Over the next two weeks, my sanity unspooled. I shilly-shallied over any use of “take” within four words of an adverb, a preposition, or any particle whatsoever. Every transitive use of “take” led to a long hunt through the dictionary and other galleys to see if this use of “take” was a fixed idiom, covered at the definition for the object, or needed covering here. I shuffled and reshuffled piles of citations so frequently I am now qualified to be a dealer in a Vegas casino. My working definition of “desk” expanded as I ran out of flat spaces to stack citations. A wrinkle in the time-space continuum had appeared in my cubicle; the rest of this project moved along at breakneck speed, but time slowed interminably the longer I worked with “take” until minutes were geologic eras. I muttered to myself with increasing frequency. One night during dinner, my husband asked if I was okay. I looked up at him, utterly lost. “I just don’t think I really speak English.” He looked mildly alarmed–he only speaks English–but then settled into a fixed look of sympathy when he realized that I was probably just stressed. “You’re probably just stressed,” he said. “But what does that even mean?” I whined. “Just thinking about what it means makes my brain itch!” He went back to looking mildly alarmed.
The next day, I finished sorting the citations. A flicker of triumph flared up within me: I was ready to define. The flicker was snuffed: oh shit, I still had to write definitions. I was only half done. Further, I was only half done with the verb. I still had to do this for the noun. To divert my attention away from the yawning pit of panic and despair that had suddenly opened up in my gut, I began counting. There were 107 piles of citations on my desk. Just for the verb. Panic and despair waved up at me from my midsection and invited me down for a picnic lunch.
I hit rock bottom the day I came in to work and found that my carefully constructed fortress of citations had been breached. The overnight cleaning crew–who, to be fair, were probably sick of trying to clean around my piles of citations balanced on top of my monitor, on top of the walls of my cubicle, on the edges of my bookshelves, on the armrests of my chair, and in between the rows of keys on my keyboard–had decided to tidy the piles of paper on the floor of my cubicle. It was a cinematic moment: I dropped my bag in the middle of the floor and stared open-mouthed at the blank spaces where 20 or so piles used to sit. My small nest egg of sanity cracked cleanly open; I could feel what little rationality I had slip out. My stomach decided to exit through my feet. My sinuses prickled. I realized, almost too late, that I was about to cry, and if I cried, I would most certainly make noise (snuffling at least, possibly wailing). I left my bag in the middle of the floor and went to the ladies’, where I leaned against the paper towel dispenser and wondered if it was too late to get a job as a baker instead.
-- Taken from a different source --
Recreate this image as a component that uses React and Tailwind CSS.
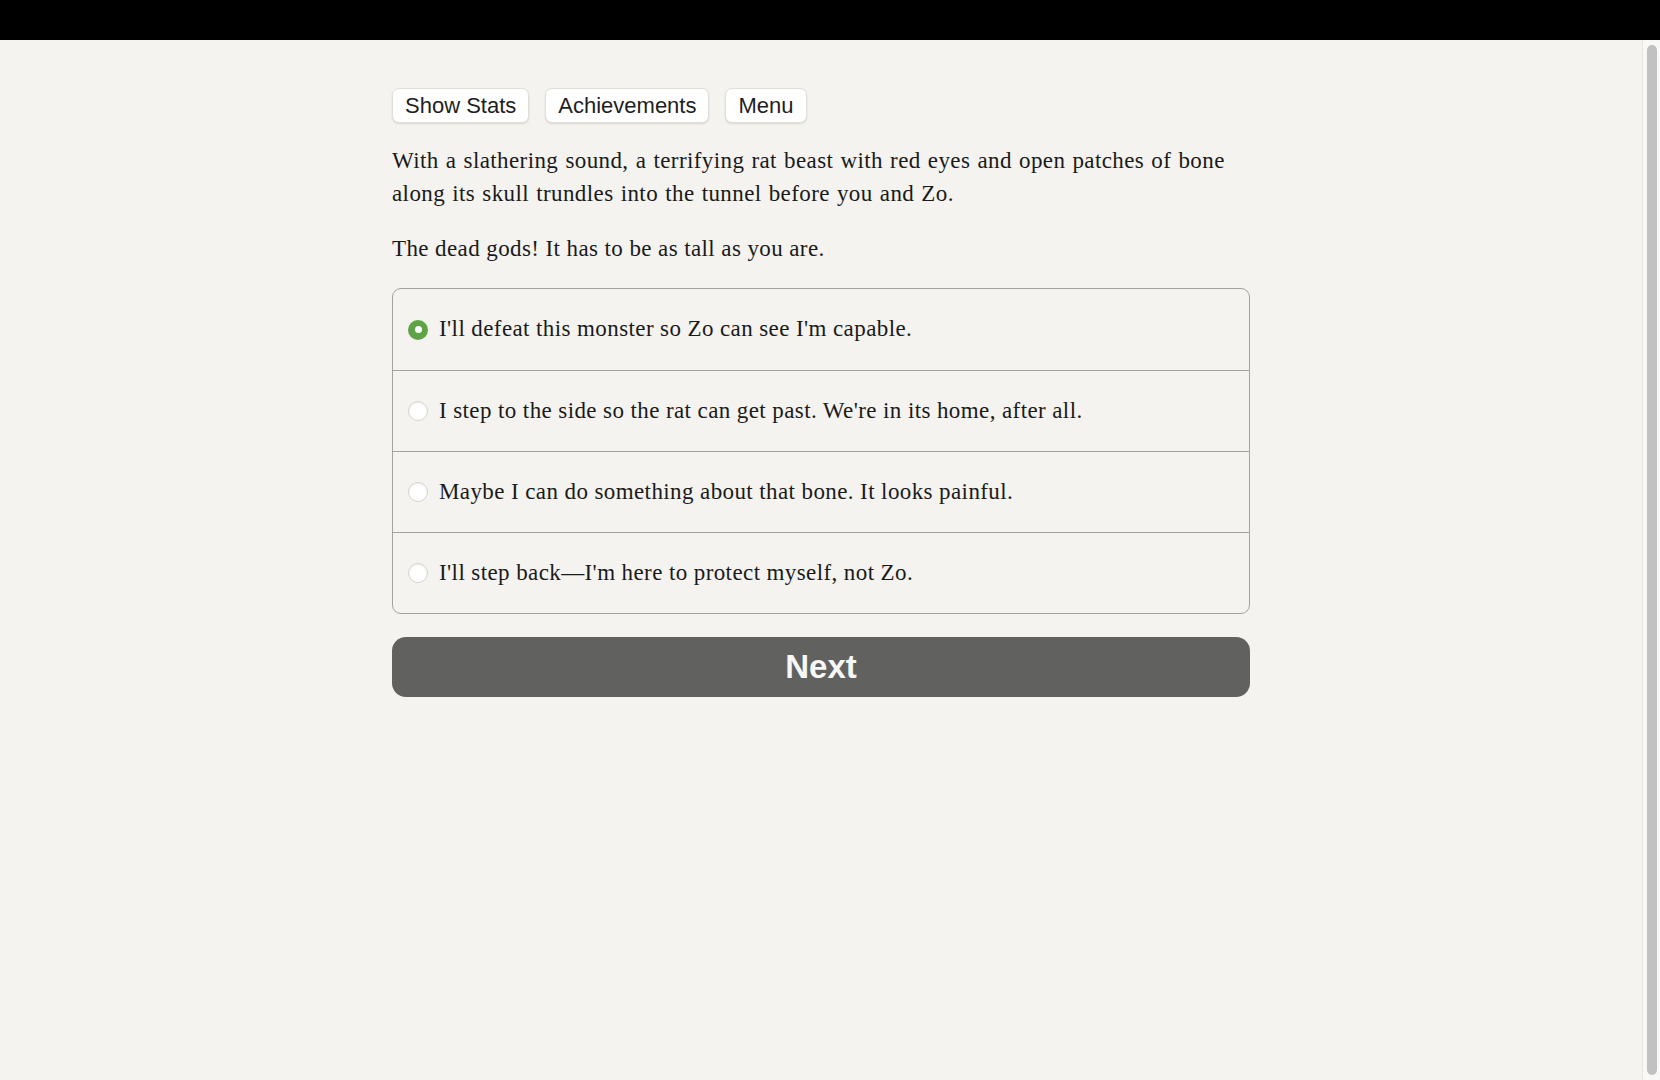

What do you do? You press onward. Besides, a few of my colleagues were waiting for me to move so they could dry their hands. I re-sorted the tidy stack the cleaning crew left (and papered every flat surface within five feet of my cubicle with “DO NOT MOVE MY PAPERS!!! KLS!!!!”). I sat grimly in my chair, careful not to disturb the four stacks of citations balanced on the armrests, and decided that a little fun was in order: it was time to stamp the covered citations and file them away. I took out my customized date stamp and began marking the covered cits, pile by pile, as used. My cubemate hemmed in irritation, but I stamped louder. I had no bread dough to throw around; I had no punching bag to pummel; I had no nuclear device to detonate. But I had a date stamp and, by the power vested in me by Samuel Johnson and Noah Webster, I was going to put this goddamned verb to bed.
That small act of physical brutality against index cards marked the other side of “take.” I wrote and rewrote and wrote. I got up from my desk to run proposed revisions and new entries past a few colleagues (after climbing out of their hiding places, they were very helpful). I came up with what is perhaps the best verbal illustration of my career by lexicographical standards (“take the witness stand”). I was suddenly able to see that “take the plunge” was a fixed idiom, “give or take” should be covered at “give,” that these three piles can be combined into one if I revise this definition by two words, this phrasal verb has own-place coverage. When I finished the verb, I went straight on into the noun–a blissfully manageable 20 piles.
Three weeks after giddiness had made me stupid, I marched my finished batch back to the galley table. I had to flip the sign-out sheet back several pages–we were already in U–but I found the line for “take” and signed it back in.
A month later, as I was talking to the Director of Defining about something else, I mentioned “take.” “Oh, I wondered where that went.” It turns out he had forgotten to mark it as unavailable on the sign-out sheet. By the time he remembered, I had already defined it. His eyebrows crept up above the rim of his glasses. “You seem to have survived the ordeal.”
He paused. “I was going to say ‘take a bow,’ but it might be too early to go there.” Older and wiser, he had stepped outside of hitting distance nonetheless.